Saturday, August 10, 2013

Things I learned at Costume College Part 1

So one of the classes that I took at Costume College was 18th Century Petticoats and Aprons.  Now I've made a few petticoats (corded and otherwise) but even with all my reading and looking at photos of extant garments, I knew I was missing something.  To be HA (which I'm not normally super concerned with) you use natural fiber fabric in linen, wool, silk, or even cotton and you hand stitch it.  I usually end up machine stitching at least parts of my garments (and I did with this one.)  The hems are ferreted (sp?).  Below is my best definition of "ferreting".

"To ferret the hem" was new terminology to me.  I looked it up on Google and all the old sewing books I had to no avail - even Wikipedia couldn't help.
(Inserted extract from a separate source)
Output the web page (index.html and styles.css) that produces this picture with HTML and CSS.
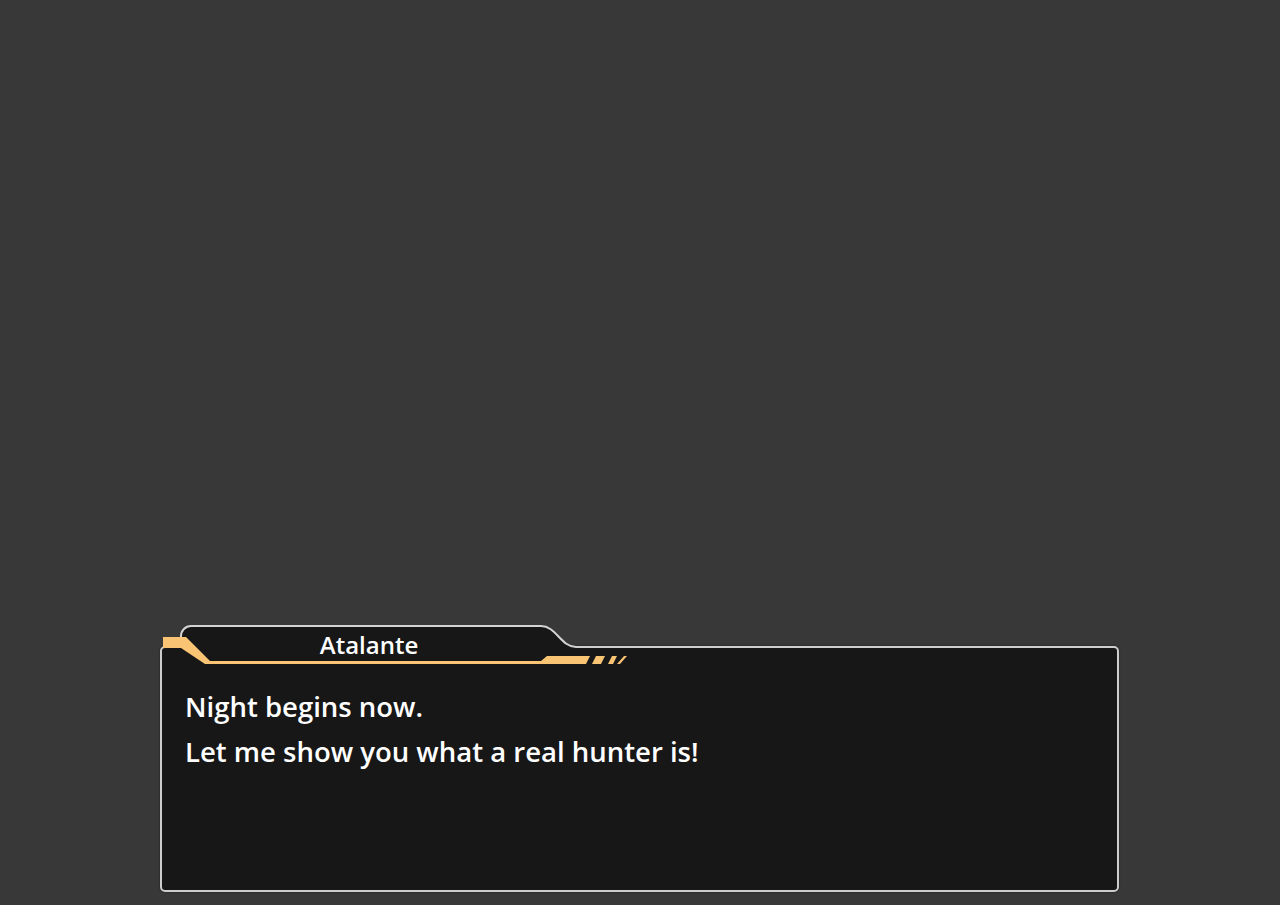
FILE: index.html
```html
<!DOCTYPE html>
<html lang="en">
<head>
  <meta charset="UTF-8" />
  <meta name="viewport" content="width=device-width, initial-scale=1.0"/>
  <title>Dialogue</title>
  <link rel="stylesheet" href="styles.css">
</head>
<body>
  <div class="stage">
    <div class="dialog">
      <div class="name-tab">
        <svg class="tab-frame" width="470" height="42" viewBox="0 0 470 42">
          <path class="tab-fill" d="M20,26 V11 A10,10 0 0 1 31,2 H381 C396,2 401,23 416,23 V26 Z"/>
          <path class="tab-line" d="M21,14 V12 A10,10 0 0 1 31,2 H381 C396,2 401,23 416,23"/>
          <polygon class="stripe" points="3,13 26,13 50,37 381,37 387,32 430,32 426,40 45,40 21,24 3,24"/>
          <polygon class="stripe" points="432,40 441,40 445,32 436,32"/>
          <polygon class="stripe" points="448,40 453,40 457,32 452,32"/>
          <polygon class="stripe" points="457,40 460,40 467,32 464,32"/>
        </svg>
        <span class="name">Atalante</span>
      </div>

      <div class="box">
        <p class="line">Night begins now.</p>
        <p class="line">Let me show you what a real hunter is!</p>
      </div>
    </div>
  </div>
</body>
</html>
```

FILE: styles.css
```css
body {
  margin: 0;
  background-color: #383838;
  font-family: "Open Sans", "Noto Sans", sans-serif;
  color: #ffffff;
}
.stage {
  height: 905px;
  padding: 624px 0 0 160px;
  box-sizing: border-box;
}
.dialog {
  position: relative;
  width: 959px;
  padding-top: 22px;
}
.name-tab {
  position: absolute;
  left: 0;
  top: 0;
  width: 470px;
  height: 42px;
}
.tab-frame {
  position: absolute;
  left: 0;
  top: 0;
}
.tab-fill {
  fill: #171717;
}
.tab-line {
  fill: none;
  stroke: #d4d4d4;
  stroke-width: 2;
}
.stripe {
  fill: #f9c574;
}
.name {
  position: relative;
  display: block;
  margin-left: 21px;
  width: 376px;
  padding-top: 6px;
  text-align: center;
  font-size: 24px;
  font-weight: 600;
  line-height: 30px;
}
.box {
  height: 246px;
  box-sizing: border-box;
  padding: 36px 23px 0;
  background: #171717;
  border: 2px solid #cdcdcd;
  border-radius: 5px;
  box-shadow: 0 0 2px rgba(0,0,0,0.6);
}
.line {
  margin: 0;
  font-size: 27.5px;
  font-weight: 600;
  line-height: 45px;
}
```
Ferreting is a technique when you sew linen tape or bias tape to the right side of the fabric with about an 1/8 of an inch seam.  Then you wrap the tape to the underside of the fabric - leaving just a hint showing at the hem and sew it down.  In the 18th Century this would protect the hem from wear....
 Here is my first attempt.
I used button hole stitches along the bottom of the side slits.

Look at the white peeping out!  That's the tape!  It protects the hem and helps it stand out a bit!

18th C petticoats are tied on in two halves.  This one is short enough to be a petticoat.